- Born: June 9, 1912 Ozarks in Arkansas
- Died: December 29, 2003 (aged 91)
- Known for: Author of "Not Just Trees" and her research in Saddleback Mountain
- Scientific career
- Fields: American Ecologist and Biologist

Notes
- Retired as Professor Emerita, which is an honorary title given to someone who retired, but can still keep her academic rank status

= Jane Claire Dirks-Edmunds =

American ecologist and biologist

Jane Claire Dirks-Edmunds (June 9, 1912 – December 29, 2003) was an American ecologist, biologist and author of Not Just Trees. She studied the Saddleback Mountain research site from 1935 to 1969.

==Early life==
Dirks-Edmunds was born in the Ozarks of Arkansas in 1912, the youngest of ten children. Her parents, Linda Gates and Peter B. Dirks traveled in 1924 to Puget Sound, Washington State, finally settling in the Umpqua Valley of Oregon. In the prologue of her book Not Just Trees: The Legacy of a Douglas-fir Forest, she notes an early love of the Northwest's forests; this admiration continued through her academic years. Dirks-Edmunds attended Linfield College from 1932 to 1937, where she received her B.S. in biology.

==Professional career==
After earning her Ph.D. at the University of Illinois, Dirks-Edmunds returned to Linfield College (now Linfield University) as an instructor of biology and assistant to the registrar: the first female Ph.D. hired by the institution. In 1944, she took a brief leave of absence from Linfield and spent three semesters at Whitworth College, serving as the head of the biology department. She returned to Linfield in 1946 and taught until her retirement in 1974 as professor emerita.

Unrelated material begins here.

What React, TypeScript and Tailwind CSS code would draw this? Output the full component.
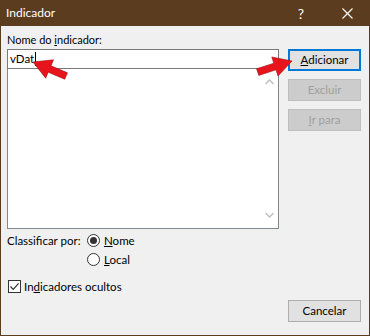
import React from 'react'

const font = "font-['Lato','Liberation_Sans',sans-serif]"

function Btn({ children, variant = 'normal' }: { children: React.ReactNode; variant?: 'normal' | 'default' | 'disabled' }) {
  const cls =
    variant === 'default'
      ? 'border-2 border-[#0078d7] bg-[#e1e1e1] text-black'
      : variant === 'disabled'
        ? 'border border-[#bfbfbf] bg-[#cccccc] text-[#a0a0a0]'
        : 'border border-[#adadad] bg-[#e1e1e1] text-black'
  return (
    <div className={`h-[22px] w-[73px] flex items-center justify-center text-[11.5px] leading-none ${cls}`}>
      {children}
    </div>
  )
}

function Radio({ checked, children }: { checked?: boolean; children: React.ReactNode }) {
  return (
    <div className="h-[19px] flex items-center">
      <span className="w-[13px] h-[13px] rounded-full border border-[#333333] bg-white flex items-center justify-center">
        {checked && <span className="w-[7px] h-[7px] rounded-full bg-[#333333]" />}
      </span>
      <span className="ml-[4px] text-[11.5px]">{children}</span>
    </div>
  )
}

export default function App() {
  return (
    <div className={`w-[370px] h-[336px] flex flex-col bg-[#5b3c1e] relative ${font}`}>
      {/* title bar */}
      <div className="h-[26px] flex items-center text-white">
        <span className="pl-[6px] text-[12px] flex-1">Indicador</span>
        <span className="w-[46px] h-[26px] flex items-center justify-center text-[14px]">?</span>
        <span className="w-[46px] h-[26px] flex items-center justify-center">
          <svg width="11" height="11" viewBox="0 0 11 11">
            <path d="M0.5 0.5 L10.5 10.5 M10.5 0.5 L0.5 10.5" stroke="white" strokeWidth="1.1" />
          </svg>
        </span>
      </div>

      {/* body */}
      <div className="flex-1 mx-[1px] mb-[1px] bg-[#f0f0f0] pl-[6px] pr-[8px] text-black">
        <div className="flex">
          <div className="w-[272px]">
            <div className="h-[23px] pt-[6px] text-[11px] leading-[16px]">
              Nome do <span className="underline">i</span>ndicador:
            </div>
            <div className="h-[20px] border border-[#7a7a7a] bg-white flex items-center pl-[2px] text-[11.5px]">
              vDat<span className="w-[1px] h-[14px] bg-black ml-[1px]" />
            </div>
            <div className="h-[160px] border border-t-0 border-[#828790] bg-white flex justify-end">
              <div className="w-[17px] flex flex-col items-center justify-between py-[10px]">
                <svg width="9" height="6" viewBox="0 0 9 6">
                  <path d="M0.5 5 L4.5 1 L8.5 5" stroke="#c0c0c0" strokeWidth="1.5" fill="none" />
                </svg>
                <svg width="9" height="6" viewBox="0 0 9 6">
                  <path d="M0.5 1 L4.5 5 L8.5 1" stroke="#c0c0c0" strokeWidth="1.5" fill="none" />
                </svg>
              </div>
            </div>
          </div>
          <div className="ml-[9px] pt-[23px] flex flex-col gap-[8px]">
            <Btn variant="default">
              <span><span className="underline">A</span>dicionar</span>
            </Btn>
            <Btn variant="disabled">Excluir</Btn>
            <Btn variant="disabled">
              <span><span className="underline">I</span>r para</span>
            </Btn>
          </div>
        </div>

        <div className="flex mt-[2px]">
          <div className="w-[80px] h-[19px] flex items-center text-[11.5px]">Classificar por:</div>
          <div className="flex flex-col">
            <Radio checked>
              <span className="underline">N</span>ome
            </Radio>
            <Radio>
              <span className="underline">L</span>ocal
            </Radio>
          </div>
        </div>

        <div className="mt-[8px] h-[19px] flex items-center">
          <span className="ml-[1px] w-[13px] h-[13px] border border-[#333333] bg-white flex items-center justify-center">
            <svg width="11" height="11" viewBox="0 0 11 11">
              <path d="M1.5 5.5 L4.2 8.3 L9.6 2.4" stroke="#333333" strokeWidth="1.2" fill="none" />
            </svg>
          </span>
          <span className="ml-[3px] text-[11.5px]">
            In<span className="underline">d</span>icadores ocultos
          </span>
        </div>

        <div className="mt-[4px] flex justify-end">
          <Btn>Cancelar</Btn>
        </div>
      </div>

      {/* red annotation arrows */}
      <svg className="absolute inset-0 pointer-events-none" width="370" height="336" viewBox="0 0 370 336">
        <polygon
          points="33,62 53.5,59.8 51,65.8 67.5,72.8 64.7,79.2 48.2,72.2 45.7,78.2"
          fill="#e8141b"
          stroke="#a30c10"
          strokeWidth="0.6"
        />
        <polygon
          points="292,61 271.8,57 273.8,63.2 256.6,68.8 258.8,75.4 276,69.8 278,76"
          fill="#e8141b"
          stroke="#a30c10"
          strokeWidth="0.6"
        />
      </svg>
    </div>
  )
}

Dirks-Edmunds traveled to study other biotic communities: the Sonoran Desert, in 1967 and later in 1972, and a brief sojourn to Lake Atitlan and Guatemala's tropical forest.

Dirks-Edmunds later earned the title of Professor Emeritus, which is a title given to someone who was able to retire typically from a faculty position and is able to continue using that title.

===Saddleback Research Site===

This mountain in Oregon state, Lincoln County (commonly confused with the Saddle Mountain of Astoria.) was a project of Dr. Macnab, Dirks-Edmunds' mentor at Linfield. This hectare plot lay in the Coastal Mountain range. They studied the numerous organisms in the soil of the Douglas-fir and Hemlock community, with Dirks-Edmunds remaining at the site after Macnab retired from field research.

As the entire region was being encroached by logging throughout the 1900s, Dirks-Edmunds traveled to the research site to find the site logged for a second time. The area never recovered as an active mature forest, and was subject to fires afterward.

==Authorship==
Her doctoral thesis, "A Comparison of the Biotic Communities of the Cedar-Hemlock and Oak-Hickory Associations," was published in Ecological Monographs for July, 1947. Dirks-Edmunds also worked with the Linfield Research Institute on various biological studies, including a published study on the Bronze Flea Beetle.

Following the death of her husband in 1983, Dirks-Edmunds revisited her Saddleback Mountain research and began to write Not Just Trees. Not Just Trees was published in 1999 and is an important text for the Northwest because it allows a glimpse into an ecological community of Saddleback mountain that no longer exists as a mature forest.

A member in the community of the First Baptist Church of McMinnville, she published a 125-year history, entitled Roots, Visions and Mission, published in 1992 at the request of the church's anniversary committee. She was also a contributor of short essays, poems, scientific papers and lectures.